Most of Earth's life-essential elements probably arrived with the planetary collision that produced the moon. Petrologists now conclude Earth most likely received the bulk of its carbon, nitrogen and other life-essential volatile elements from a collision with a Mars-sized planet more than 4.4 billion years ago.
Researchers revealed that the ingredients for life on Earth originated on another planet and were most likely transferred to Earth when the cosmic body smashed into the Earth, forming our Moon.
The discovery sheds new, unprecedented light on Earth’s beginning and could help scientists understand how life can develop on other planets across the universe.
Scientists say that the life-bringing collision took place some 4.4 billion years ago when our moon also formed.
“From the study of primitive meteorites, scientists have long known that Earth and other rocky planets in the inner solar system are volatile-depleted,” said study co-author Rajdeep Dasgupta.
“But the timing and mechanism of volatile delivery have been hotly debated. Ours is the first scenario that can explain the timing and delivery in a way that is consistent with all of the geochemical evidence.”
Scientists believe the new study has important consequences for searching for life on other planets and moons in the universe.
As noted by experts, the so-called ‘giant impact hypothesis’ tells us that Earth’s moon was formed from the debris that floated around our planet after it was impacted by a planet the size of Mars.
The new study suggests that the cosmic collision delivered the most volatile elements essential for life as we know it to Earth.
It is believed that the planet that impacted ancient Earth had a sulfur-rich core.
Evidence supporting the new theory comes from a combination of high-temperature, high-pressure experiments in Dasgupta’s lab. Scientists can study the geochemical reactions that take place deep within a planet under intense heat and pressure.
Thanks to several experiments, the study’s author and graduate student Damanveer Grewal obtained the necessary evidence to test a long-standing theory that Earth’s volatiles were transported after a collision with an ‘embryonic planet‘ with a sulfur-rich core.
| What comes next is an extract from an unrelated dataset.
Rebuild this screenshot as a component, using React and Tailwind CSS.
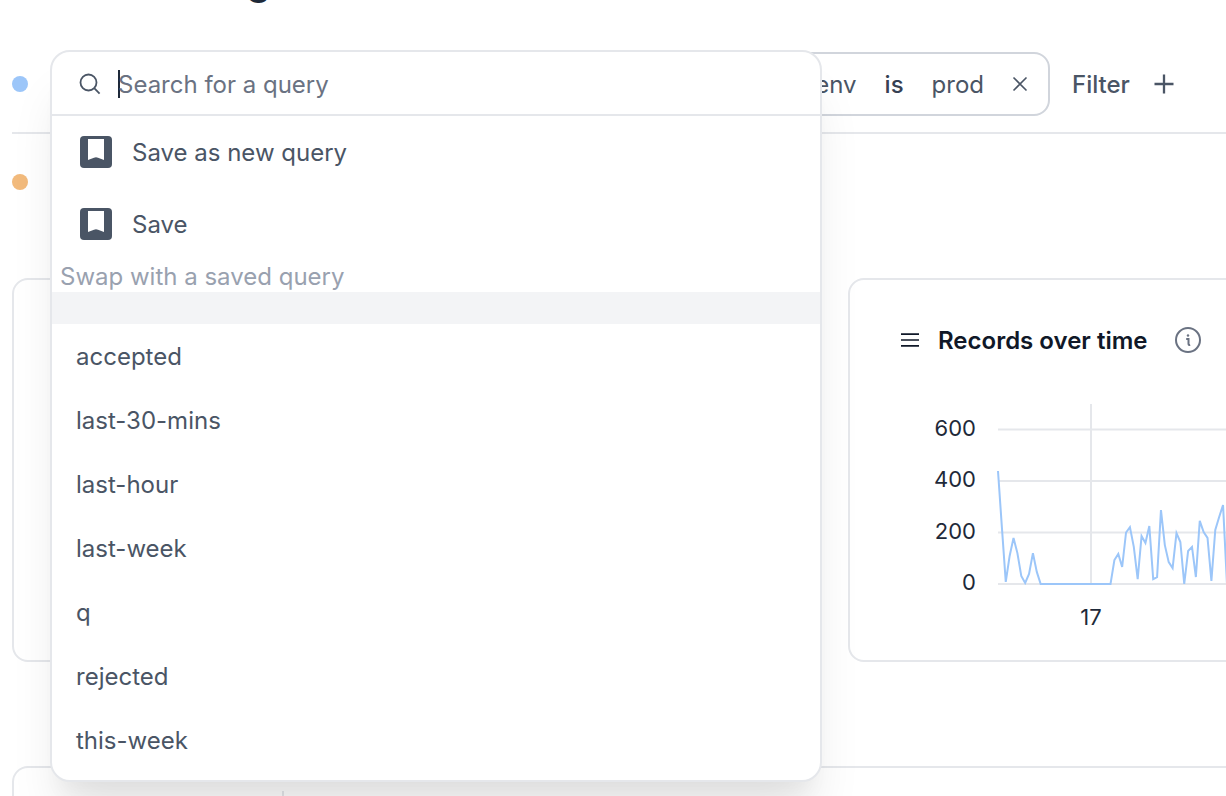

The sulfur content of the planet that impacted Earth is important due to the puzzling array of experimental evidence about the carbon, nitrogen, and sulfur in all parts of the Earth other than the core.
“The core doesn’t interact with the rest of Earth, but everything above it, the mantle, the crust, the hydrosphere, and the atmosphere, are all connected,” Grewal said. “Material cycles between them.”
Dr. Dasgupta explains that the new study may help scientists to understand more about how the ingredients for life, as we know it, might form on other rocky planets similar to ours.
“This study suggests that a rocky, Earth-like planet gets more chances to acquire life-essential elements if it forms and grows from giant impacts with planets that have sampled different building blocks, perhaps from different parts of a protoplanetary disk.”
“This removes some boundary conditions,” he said. “It shows that life-essential volatiles can arrive at the surface layers of a planet, even if they were produced on planetary bodies that underwent core formation under very different conditions.”
“That means we can broaden our search for pathways that lead to volatile elements coming together on a planet to support life as we know it.”
The research is published in the journal Science Advances.